Future Trends: What's Next for Green Finance?

The field is dynamic. Staying ahead requires an eye on the horizon.

The Rise of Nature Finance and Biodiversity Credits

Following the Kunming-Montreal Global Biodiversity Framework, finance for nature is exploding. Expect growth in instruments specifically designed to protect and restore ecosystems, with emerging markets for biodiversity credits analogous to carbon credits. Companies with significant land-use or agricultural supply chains will need to engage.

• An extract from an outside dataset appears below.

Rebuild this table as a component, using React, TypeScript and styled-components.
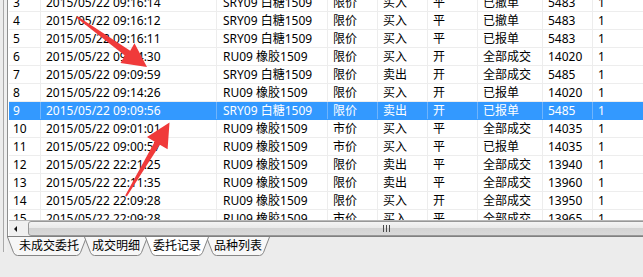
import styled, { createGlobalStyle } from "styled-components";

const GlobalStyle = createGlobalStyle`
  html, body { margin: 0; padding: 0; background: #ececec; }
  body { font-family: "Noto Sans", "Noto Sans CJK SC", sans-serif; }
`;

const Page = styled.div`
  position: relative;
  width: 643px;
  height: 277px;
  overflow: hidden;
  box-sizing: border-box;
  padding-left: 3px;
  background: #ececec;
`;

const Frame = styled.div`
  display: flex;
  flex-direction: column;
  height: 252px;
  border-left: 1px solid #a9a9a9;
  padding-left: 3px;
  background: #efefef;
`;

const GridBox = styled.div`
  display: flex;
  flex-direction: column;
  height: 238px;
  border-left: 1px solid #8e8f8f;
  padding-left: 1px;
  background: #fff;
`;

const Grid = styled.div`
  height: 220px;
  overflow: hidden;
`;

const Table = styled.div`
  margin-top: -6px;
`;

const Row = styled.div<{ $sel?: boolean }>`
  display: flex;
  height: 18px;
  box-sizing: border-box;
  border-bottom: 1px solid ${(p) => (p.$sel ? "#3399ff" : "#ededed")};
  background: ${(p) => (p.$sel ? "#3399ff" : "#fff")};
  color: ${(p) => (p.$sel ? "#fff" : "#000")};
`;

const Cell = styled.div<{ $w: number; $pad: number; $sel?: boolean }>`
  flex: none;
  width: ${(p) => p.$w}px;
  box-sizing: border-box;
  padding-left: ${(p) => p.$pad}px;
  border-right: 1px solid ${(p) => (p.$sel ? "#70b4fb" : "#ededed")};
  font-size: 12px;
  line-height: 17px;
  white-space: nowrap;
  overflow: hidden;
`;

const HScroll = styled.div`
  display: flex;
  height: 16px;
  box-sizing: border-box;
  border-top: 1px solid #b9b9b9;
  background: #f0f0f0;
  overflow: hidden;
`;

const ArrowBtn = styled.div`
  flex: none;
  width: 19px;
  display: flex;
  align-items: center;
  justify-content: center;
  &::before {
    content: "";
    border-right: 3px solid #111;
    border-top: 3px solid transparent;
    border-bottom: 3px solid transparent;
    margin-right: 6px;
  }
`;

const Thumb = styled.div`
  flex: none;
  width: 716px;
  box-sizing: border-box;
  border: 1px solid #979797;
  border-radius: 3px;
  background: linear-gradient(to bottom, #f4f4f4 0%, #e9e9e9 45%, #d3d3d3 50%, #d9d9d9 100%);
  display: flex;
  align-items: center;
  justify-content: center;
`;

const Grip = styled.div`
  width: 7px;
  height: 7px;
  background: repeating-linear-gradient(to right, #4a4a4a 0 1px, transparent 1px 3px);
`;

const TabStrip = styled.div`
  display: flex;
  height: 19px;
  border-top: 1px solid #808080;
  background: #ececec;
`;

const TabItem = styled.div<{ $w: number; $first?: boolean; $active?: boolean }>`
  position: relative;
  flex: none;
  width: ${(p) => p.$w}px;
  height: 19px;
  box-sizing: border-box;
  margin-left: ${(p) => (p.$first ? 0 : -3)}px;
  padding-left: ${(p) => (p.$first ? 12 : 8)}px;
  z-index: ${(p) => (p.$active ? 2 : 1)};
  font-size: 12px;
  line-height: 18px;
  color: #000;
`;

const TabShape = styled.svg`
  position: absolute;
  left: 0;
  top: 0;
`;

const TabLabel = styled.span`
  position: relative;
`;

const Overlay = styled.svg`
  position: absolute;
  left: 0;
  top: 0;
  pointer-events: none;
`;

const cols = [
  { w: 32, pad: 4 },
  { w: 176, pad: 5 },
  { w: 111, pad: 6 },
  { w: 50, pad: 5 },
  { w: 50, pad: 5 },
  { w: 50, pad: 5 },
  { w: 65, pad: 5 },
  { w: 50, pad: 5 },
  { w: 60, pad: 5 },
];

const SR = "SRY09 白糖1509";
const RU = "RU09 橡胶1509";

const rows: string[][] = [
  ["3", "2015/05/22 09:16:14", SR, "限价", "买入", "平", "已撤单", "5483", "1"],
  ["4", "2015/05/22 09:16:12", SR, "限价", "买入", "平", "已撤单", "5483", "1"],
  ["5", "2015/05/22 09:16:11", SR, "限价", "买入", "平", "已报单", "5483", "1"],
  ["6", "2015/05/22 09:14:30", RU, "限价", "买入", "开", "全部成交", "14020", "1"],
  ["7", "2015/05/22 09:09:59", SR, "限价", "卖出", "开", "全部成交", "5485", "1"],
  ["8", "2015/05/22 09:14:26", RU, "限价", "买入", "开", "已报单", "14020", "1"],
  ["9", "2015/05/22 09:09:56", SR, "限价", "卖出", "开", "已报单", "5485", "1"],
  ["10", "2015/05/22 09:01:01", RU, "市价", "买入", "平", "全部成交", "14035", "1"],
  ["11", "2015/05/22 09:00:57", RU, "市价", "买入", "平", "已报单", "14035", "1"],
  ["12", "2015/05/22 22:21:25", RU, "限价", "卖出", "平", "全部成交", "13940", "1"],
  ["13", "2015/05/22 22:11:35", RU, "限价", "卖出", "平", "全部成交", "13960", "1"],
  ["14", "2015/05/22 22:09:28", RU, "限价", "买入", "开", "全部成交", "13950", "1"],
  ["15", "2015/05/22 22:09:28", RU, "市价", "买入", "平", "全部成交", "13965", "1"],
];

const tabs = ["未成交委托", "成交明细", "委托记录", "品种列表"];

function Tab({ label, first, active }: { label: string; first?: boolean; active?: boolean }) {
  const w = label.length * 12 + (first ? 20 : 16);
  const d = `M0.5 0 L6.5 15.5 Q7.8 18.5 10.5 18.5 L${w - 10.5} 18.5 Q${w - 7.8} 18.5 ${w - 6.5} 15.5 L${w - 0.5} 0`;
  return (
    <TabItem $w={w} $first={first} $active={active}>
      <TabShape width={w} height={19}>
        <path d={d} fill={active ? "#ffffff" : "#f7f7f7"} stroke="#858585" strokeWidth="1" />
      </TabShape>
      <TabLabel>{label}</TabLabel>
    </TabItem>
  );
}

export default function App() {
  return (
    <>
      <GlobalStyle />
      <Page>
        <Frame>
          <GridBox>
            <Grid>
              <Table>
                {rows.map((r) => {
                  const sel = r[0] === "9";
                  return (
                    <Row key={r[0]} $sel={sel}>
                      {r.map((v, i) => (
                        <Cell key={i} $w={cols[i].w} $pad={cols[i].pad} $sel={sel}>
                          {v}
                        </Cell>
                      ))}
                    </Row>
                  );
                })}
              </Table>
            </Grid>
            <HScroll>
              <ArrowBtn />
              <Thumb>
                <Grip />
              </Thumb>
            </HScroll>
          </GridBox>
          <TabStrip>
            {tabs.map((t, i) => (
              <Tab key={t} label={t} first={i === 0} active={i === 2} />
            ))}
          </TabStrip>
        </Frame>
        <Overlay width={643} height={277}>
          <polygon
            fill="#f03a3a"
            points="77.5,16.3 130.2,50.7 134.5,43.3 147,67 120.5,62.9 124.8,55.5 76.5,17.7"
          />
          <polygon
            fill="#f03a3a"
            points="126.8,196.5 159.9,144.7 167.6,149.3 169.5,122.5 147,137.1 154.7,141.7 125.2,195.5"
          />
        </Overlay>
      </Page>
    </>
  );
}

Integration of AI and Data Analytics

Artificial intelligence is revolutionizing impact measurement. From satellite monitoring of reforestation projects to AI-driven analysis of supply chain emissions, data granularity and verification will become more real-time and robust, reducing reporting costs and increasing trust.

Just Transition Financing

The social dimension of sustainability is gaining prominence. 'Just Transition' financing ensures that the shift to a green economy is fair and equitable, considering workers and communities. Instruments that fund retraining programs in fossil-fuel-dependent regions or support affordable clean energy access will see increased demand from impact investors.

Conclusion: Financing the Future, Today

Demystifying green finance reveals it not as a complex sideline, but as a suite of powerful strategic tools that are now central to prudent corporate governance and capital allocation. The journey begins with honest measurement, is built on ambitious but credible targets, and is executed through transparent, verified financial instruments. The businesses that master this integration will not only secure a license to operate in the coming decades but will also discover new avenues for innovation, efficiency, and deep, loyal stakeholder relationships. The question is no longer if you should engage with green finance, but how quickly and strategically you can harness it to build a more resilient and prosperous enterprise. The capital, the tools, and the imperative are all aligned. The next move is yours.